FROGMAN●90年代の半ばごろにデジタルビデオカメラが普及して、ラース・フォン・トリアー(※3)という監督がソニーのデジタルビデオカメラで映画を撮り始めたんです。それまでの映画の常識では考えられないことでした。そうした過程を見てきて、こだわりは持たなくてもいいんじゃないかと思うようになりましたね。



記者発表会の壇上に登場した『秘密結社 鷹の爪』の人気キャラクター、レオナルド博士。同作以外の作品にも登場しており、複数の作品に同じキャラクターが登場する点も蛙男商会の作品の特徴


――今後、やってみたいこと、挑戦してみたいことは?
FROGMAN●今はFlashアニメーションというフィールドでやらせてもらっていますが、それにこだわらず実写などいろいろやっていきたいですね。
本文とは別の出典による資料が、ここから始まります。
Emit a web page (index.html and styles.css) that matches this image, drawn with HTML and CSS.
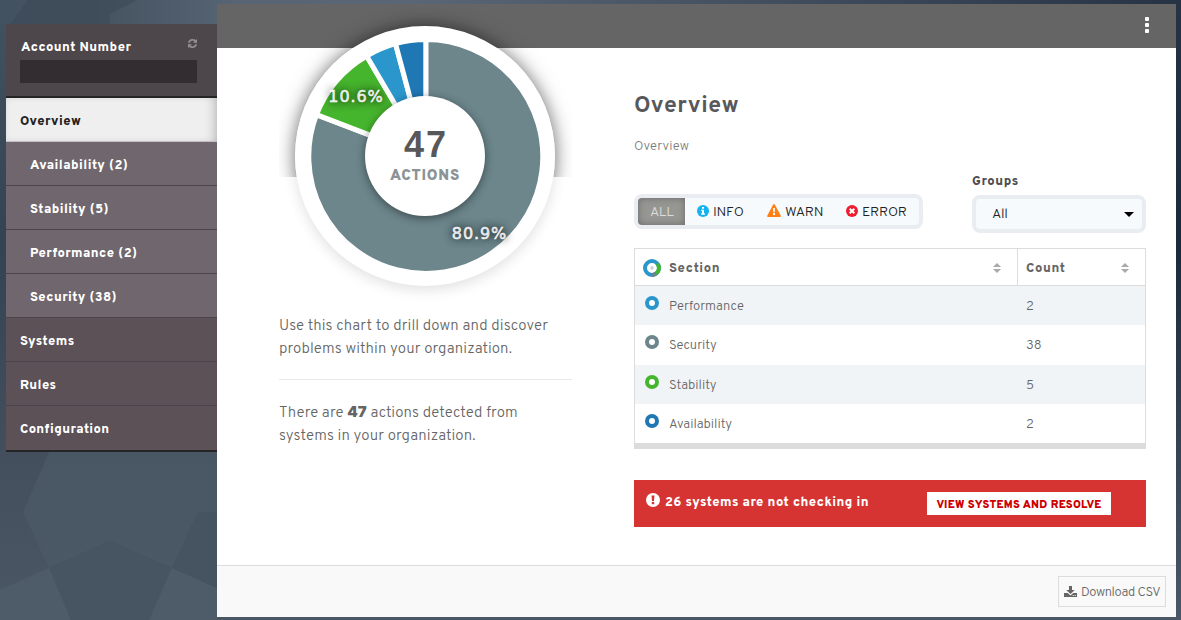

いつかは、山田洋二さんみたいな作品も作りたいんですけど……でも、自分が山田洋二さんみたいなものを撮ったって、山田洋二さんには敵わないわけだし。今の自分だからできる作品は何かと考えると、Flashで、バカバカしいけど、観客のみなさんがいっしょになって笑ってもらえるものかなと思っています。

最近ダウナーな気分になって劇場を出ていく映画が多い気がするんです。犬が死んじゃったとか、誰かが死んじゃったとか。だから、今回は誰一人死なずとも感動の涙が出てきて、最後は元気になって映画館を出て行く作品をつくることがテーマにありました。今9割ぐらいまで完成に近づいてますが、相当元気が出るものになっています。自分自身も作りながら毎回に元気になっていきますね。

――ありがとうございました。


(取材・文:熊谷千春/MdN Interactive)


プロフィール画像:FROGMAN(蛙男商会代表) FROGMAN(ふろっぐまん)●蛙男商会代表
1971年東京都生まれ。映像クリエイター。映画・ドラマ制作のスタッフとしてキャリアを積む。2001年映画ロケのため島根県を訪れ、結婚を機に島根県 に移住。自身のWebサイトでFlashアニメ『菅井君と家族石』、『古墳GALのコフィー』などの作品を発表し、2006年『THE FROGMAN SHOW』(テレビ朝日系)が注目を集める。現在、『筑紫哲也NEWS23』(TBS系)内で『蛙男劇場』、『ファイテンション☆テレビ』(テレビ東京系)内で『たたかえ!土管くん』が放映中。

蛙男商会
http://www.kaeruotoko.com/
株式会社ディー・エル・イー
http://www.dle.jp/
『秘密結社 鷹の爪 THE MOVIE Ⅱ ~私を愛した黒烏龍茶~』
http://www.takamovie.jp/


※2:テレビ番組や映画などのコンテンツの中に商品を登場させ、消費者に訴求するプロモーション手法。劇場版第1作『秘密結社 鷹の爪 THE MOVIE ~総統は二度死ぬ~』で導入された。

※3:代表作にビョークが主演し、カンヌ国際映画祭でパルム・ドールを受賞した『ダンサー・イン・ザ・ダーク』などがある。